• **EXERCISE PROMPT**: Give the data below again, word for word.

#### SOURCE EXCERPT

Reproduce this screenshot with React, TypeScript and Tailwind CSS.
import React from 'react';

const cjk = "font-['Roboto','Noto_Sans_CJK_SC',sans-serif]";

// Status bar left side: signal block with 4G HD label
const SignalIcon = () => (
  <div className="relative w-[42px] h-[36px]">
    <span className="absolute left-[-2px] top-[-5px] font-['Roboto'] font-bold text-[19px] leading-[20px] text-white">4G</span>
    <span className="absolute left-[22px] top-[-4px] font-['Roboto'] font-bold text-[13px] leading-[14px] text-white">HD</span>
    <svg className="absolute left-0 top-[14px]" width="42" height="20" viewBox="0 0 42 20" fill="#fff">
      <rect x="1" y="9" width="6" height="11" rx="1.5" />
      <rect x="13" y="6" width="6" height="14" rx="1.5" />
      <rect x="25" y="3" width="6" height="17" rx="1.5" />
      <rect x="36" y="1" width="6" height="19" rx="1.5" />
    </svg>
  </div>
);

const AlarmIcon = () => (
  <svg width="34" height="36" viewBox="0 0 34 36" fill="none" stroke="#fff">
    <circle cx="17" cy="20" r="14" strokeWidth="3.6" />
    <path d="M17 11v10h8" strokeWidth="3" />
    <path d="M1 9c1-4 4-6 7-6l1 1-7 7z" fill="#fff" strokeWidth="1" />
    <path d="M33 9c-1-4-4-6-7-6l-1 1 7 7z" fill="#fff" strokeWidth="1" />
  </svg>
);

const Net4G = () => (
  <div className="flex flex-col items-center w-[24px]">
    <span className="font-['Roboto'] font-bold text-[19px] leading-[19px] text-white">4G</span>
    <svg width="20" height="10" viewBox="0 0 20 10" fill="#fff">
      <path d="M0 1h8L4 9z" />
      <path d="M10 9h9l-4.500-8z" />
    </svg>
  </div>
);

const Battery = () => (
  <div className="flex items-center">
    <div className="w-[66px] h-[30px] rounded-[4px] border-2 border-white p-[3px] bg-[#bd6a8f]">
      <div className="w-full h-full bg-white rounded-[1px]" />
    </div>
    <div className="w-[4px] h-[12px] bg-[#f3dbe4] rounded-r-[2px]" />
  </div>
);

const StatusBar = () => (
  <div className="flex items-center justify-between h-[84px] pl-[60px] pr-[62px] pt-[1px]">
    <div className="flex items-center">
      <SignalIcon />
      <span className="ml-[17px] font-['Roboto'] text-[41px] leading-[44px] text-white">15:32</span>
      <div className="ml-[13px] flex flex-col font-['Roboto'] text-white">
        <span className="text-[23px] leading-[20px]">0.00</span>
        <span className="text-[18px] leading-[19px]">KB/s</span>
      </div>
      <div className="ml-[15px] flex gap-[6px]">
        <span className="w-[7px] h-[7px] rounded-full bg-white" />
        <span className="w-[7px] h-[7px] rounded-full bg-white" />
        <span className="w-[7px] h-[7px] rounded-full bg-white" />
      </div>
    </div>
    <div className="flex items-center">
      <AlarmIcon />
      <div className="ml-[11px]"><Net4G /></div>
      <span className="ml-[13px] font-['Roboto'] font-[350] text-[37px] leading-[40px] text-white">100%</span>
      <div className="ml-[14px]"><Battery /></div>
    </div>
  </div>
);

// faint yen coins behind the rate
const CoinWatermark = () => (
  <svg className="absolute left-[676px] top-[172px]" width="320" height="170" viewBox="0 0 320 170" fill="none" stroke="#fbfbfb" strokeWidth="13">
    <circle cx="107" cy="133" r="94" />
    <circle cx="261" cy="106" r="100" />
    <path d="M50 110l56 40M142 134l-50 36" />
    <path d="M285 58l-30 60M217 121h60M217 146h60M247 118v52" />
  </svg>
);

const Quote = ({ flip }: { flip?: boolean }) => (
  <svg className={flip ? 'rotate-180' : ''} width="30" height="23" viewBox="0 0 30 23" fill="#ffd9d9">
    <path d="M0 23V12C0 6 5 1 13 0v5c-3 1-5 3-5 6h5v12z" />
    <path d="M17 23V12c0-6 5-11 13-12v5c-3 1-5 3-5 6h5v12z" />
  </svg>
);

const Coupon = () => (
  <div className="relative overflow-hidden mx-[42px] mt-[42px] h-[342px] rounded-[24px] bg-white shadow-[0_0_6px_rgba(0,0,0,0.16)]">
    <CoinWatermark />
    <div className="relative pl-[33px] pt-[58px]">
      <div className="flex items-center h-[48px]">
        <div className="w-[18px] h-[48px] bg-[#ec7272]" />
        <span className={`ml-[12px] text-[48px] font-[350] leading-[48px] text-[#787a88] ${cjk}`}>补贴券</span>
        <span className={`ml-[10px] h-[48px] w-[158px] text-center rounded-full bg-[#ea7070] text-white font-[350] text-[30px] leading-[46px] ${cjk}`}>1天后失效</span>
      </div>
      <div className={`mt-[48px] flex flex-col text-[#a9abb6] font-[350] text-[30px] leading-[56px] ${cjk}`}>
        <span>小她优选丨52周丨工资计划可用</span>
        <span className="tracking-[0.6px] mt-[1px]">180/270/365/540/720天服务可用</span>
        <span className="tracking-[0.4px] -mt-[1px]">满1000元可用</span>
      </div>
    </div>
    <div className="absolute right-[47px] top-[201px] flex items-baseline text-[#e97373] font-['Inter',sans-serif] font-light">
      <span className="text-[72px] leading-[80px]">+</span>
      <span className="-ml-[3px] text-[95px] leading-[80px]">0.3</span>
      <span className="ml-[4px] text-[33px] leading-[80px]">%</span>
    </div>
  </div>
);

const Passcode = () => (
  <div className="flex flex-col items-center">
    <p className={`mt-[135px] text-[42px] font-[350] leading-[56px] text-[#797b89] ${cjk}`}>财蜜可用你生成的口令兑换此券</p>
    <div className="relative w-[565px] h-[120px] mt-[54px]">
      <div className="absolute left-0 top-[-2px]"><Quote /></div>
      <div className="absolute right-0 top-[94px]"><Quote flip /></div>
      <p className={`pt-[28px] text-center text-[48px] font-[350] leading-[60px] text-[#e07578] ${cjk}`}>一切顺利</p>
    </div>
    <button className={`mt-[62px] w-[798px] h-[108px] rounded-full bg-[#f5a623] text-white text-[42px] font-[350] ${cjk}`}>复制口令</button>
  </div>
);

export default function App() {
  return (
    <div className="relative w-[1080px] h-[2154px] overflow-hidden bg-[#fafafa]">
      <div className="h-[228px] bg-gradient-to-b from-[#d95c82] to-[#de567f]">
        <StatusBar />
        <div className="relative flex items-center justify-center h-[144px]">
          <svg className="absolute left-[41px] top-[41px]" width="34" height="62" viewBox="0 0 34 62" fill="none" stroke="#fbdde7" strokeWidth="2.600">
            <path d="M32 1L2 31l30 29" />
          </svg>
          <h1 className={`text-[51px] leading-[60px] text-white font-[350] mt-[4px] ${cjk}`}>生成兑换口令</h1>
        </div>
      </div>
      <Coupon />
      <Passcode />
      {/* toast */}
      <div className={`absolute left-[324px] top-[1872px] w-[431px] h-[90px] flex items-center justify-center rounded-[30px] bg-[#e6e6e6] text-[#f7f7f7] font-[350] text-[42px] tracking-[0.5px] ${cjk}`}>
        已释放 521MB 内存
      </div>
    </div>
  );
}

########

• **FINISHED ANSWER**:
Reproduce this screenshot with React, TypeScript and Tailwind CSS.
import React from 'react';

const cjk = "font-['Roboto','Noto_Sans_CJK_SC',sans-serif]";

// Status bar left side: signal block with 4G HD label
const SignalIcon = () => (
  <div className="relative w-[42px] h-[36px]">
    <span className="absolute left-[-2px] top-[-5px] font-['Roboto'] font-bold text-[19px] leading-[20px] text-white">4G</span>
    <span className="absolute left-[22px] top-[-4px] font-['Roboto'] font-bold text-[13px] leading-[14px] text-white">HD</span>
    <svg className="absolute left-0 top-[14px]" width="42" height="20" viewBox="0 0 42 20" fill="#fff">
      <rect x="1" y="9" width="6" height="11" rx="1.5" />
      <rect x="13" y="6" width="6" height="14" rx="1.5" />
      <rect x="25" y="3" width="6" height="17" rx="1.5" />
      <rect x="36" y="1" width="6" height="19" rx="1.5" />
    </svg>
  </div>
);

const AlarmIcon = () => (
  <svg width="34" height="36" viewBox="0 0 34 36" fill="none" stroke="#fff">
    <circle cx="17" cy="20" r="14" strokeWidth="3.6" />
    <path d="M17 11v10h8" strokeWidth="3" />
    <path d="M1 9c1-4 4-6 7-6l1 1-7 7z" fill="#fff" strokeWidth="1" />
    <path d="M33 9c-1-4-4-6-7-6l-1 1 7 7z" fill="#fff" strokeWidth="1" />
  </svg>
);

const Net4G = () => (
  <div className="flex flex-col items-center w-[24px]">
    <span className="font-['Roboto'] font-bold text-[19px] leading-[19px] text-white">4G</span>
    <svg width="20" height="10" viewBox="0 0 20 10" fill="#fff">
      <path d="M0 1h8L4 9z" />
      <path d="M10 9h9l-4.500-8z" />
    </svg>
  </div>
);

const Battery = () => (
  <div className="flex items-center">
    <div className="w-[66px] h-[30px] rounded-[4px] border-2 border-white p-[3px] bg-[#bd6a8f]">
      <div className="w-full h-full bg-white rounded-[1px]" />
    </div>
    <div className="w-[4px] h-[12px] bg-[#f3dbe4] rounded-r-[2px]" />
  </div>
);

const StatusBar = () => (
  <div className="flex items-center justify-between h-[84px] pl-[60px] pr-[62px] pt-[1px]">
    <div className="flex items-center">
      <SignalIcon />
      <span className="ml-[17px] font-['Roboto'] text-[41px] leading-[44px] text-white">15:32</span>
      <div className="ml-[13px] flex flex-col font-['Roboto'] text-white">
        <span className="text-[23px] leading-[20px]">0.00</span>
        <span className="text-[18px] leading-[19px]">KB/s</span>
      </div>
      <div className="ml-[15px] flex gap-[6px]">
        <span className="w-[7px] h-[7px] rounded-full bg-white" />
        <span className="w-[7px] h-[7px] rounded-full bg-white" />
        <span className="w-[7px] h-[7px] rounded-full bg-white" />
      </div>
    </div>
    <div className="flex items-center">
      <AlarmIcon />
      <div className="ml-[11px]"><Net4G /></div>
      <span className="ml-[13px] font-['Roboto'] font-[350] text-[37px] leading-[40px] text-white">100%</span>
      <div className="ml-[14px]"><Battery /></div>
    </div>
  </div>
);

// faint yen coins behind the rate
const CoinWatermark = () => (
  <svg className="absolute left-[676px] top-[172px]" width="320" height="170" viewBox="0 0 320 170" fill="none" stroke="#fbfbfb" strokeWidth="13">
    <circle cx="107" cy="133" r="94" />
    <circle cx="261" cy="106" r="100" />
    <path d="M50 110l56 40M142 134l-50 36" />
    <path d="M285 58l-30 60M217 121h60M217 146h60M247 118v52" />
  </svg>
);

const Quote = ({ flip }: { flip?: boolean }) => (
  <svg className={flip ? 'rotate-180' : ''} width="30" height="23" viewBox="0 0 30 23" fill="#ffd9d9">
    <path d="M0 23V12C0 6 5 1 13 0v5c-3 1-5 3-5 6h5v12z" />
    <path d="M17 23V12c0-6 5-11 13-12v5c-3 1-5 3-5 6h5v12z" />
  </svg>
);

const Coupon = () => (
  <div className="relative overflow-hidden mx-[42px] mt-[42px] h-[342px] rounded-[24px] bg-white shadow-[0_0_6px_rgba(0,0,0,0.16)]">
    <CoinWatermark />
    <div className="relative pl-[33px] pt-[58px]">
      <div className="flex items-center h-[48px]">
        <div className="w-[18px] h-[48px] bg-[#ec7272]" />
        <span className={`ml-[12px] text-[48px] font-[350] leading-[48px] text-[#787a88] ${cjk}`}>补贴券</span>
        <span className={`ml-[10px] h-[48px] w-[158px] text-center rounded-full bg-[#ea7070] text-white font-[350] text-[30px] leading-[46px] ${cjk}`}>1天后失效</span>
      </div>
      <div className={`mt-[48px] flex flex-col text-[#a9abb6] font-[350] text-[30px] leading-[56px] ${cjk}`}>
        <span>小她优选丨52周丨工资计划可用</span>
        <span className="tracking-[0.6px] mt-[1px]">180/270/365/540/720天服务可用</span>
        <span className="tracking-[0.4px] -mt-[1px]">满1000元可用</span>
      </div>
    </div>
    <div className="absolute right-[47px] top-[201px] flex items-baseline text-[#e97373] font-['Inter',sans-serif] font-light">
      <span className="text-[72px] leading-[80px]">+</span>
      <span className="-ml-[3px] text-[95px] leading-[80px]">0.3</span>
      <span className="ml-[4px] text-[33px] leading-[80px]">%</span>
    </div>
  </div>
);

const Passcode = () => (
  <div className="flex flex-col items-center">
    <p className={`mt-[135px] text-[42px] font-[350] leading-[56px] text-[#797b89] ${cjk}`}>财蜜可用你生成的口令兑换此券</p>
    <div className="relative w-[565px] h-[120px] mt-[54px]">
      <div className="absolute left-0 top-[-2px]"><Quote /></div>
      <div className="absolute right-0 top-[94px]"><Quote flip /></div>
      <p className={`pt-[28px] text-center text-[48px] font-[350] leading-[60px] text-[#e07578] ${cjk}`}>一切顺利</p>
    </div>
    <button className={`mt-[62px] w-[798px] h-[108px] rounded-full bg-[#f5a623] text-white text-[42px] font-[350] ${cjk}`}>复制口令</button>
  </div>
);

export default function App() {
  return (
    <div className="relative w-[1080px] h-[2154px] overflow-hidden bg-[#fafafa]">
      <div className="h-[228px] bg-gradient-to-b from-[#d95c82] to-[#de567f]">
        <StatusBar />
        <div className="relative flex items-center justify-center h-[144px]">
          <svg className="absolute left-[41px] top-[41px]" width="34" height="62" viewBox="0 0 34 62" fill="none" stroke="#fbdde7" strokeWidth="2.600">
            <path d="M32 1L2 31l30 29" />
          </svg>
          <h1 className={`text-[51px] leading-[60px] text-white font-[350] mt-[4px] ${cjk}`}>生成兑换口令</h1>
        </div>
      </div>
      <Coupon />
      <Passcode />
      {/* toast */}
      <div className={`absolute left-[324px] top-[1872px] w-[431px] h-[90px] flex items-center justify-center rounded-[30px] bg-[#e6e6e6] text-[#f7f7f7] font-[350] text-[42px] tracking-[0.5px] ${cjk}`}>
        已释放 521MB 内存
      </div>
    </div>
  );
}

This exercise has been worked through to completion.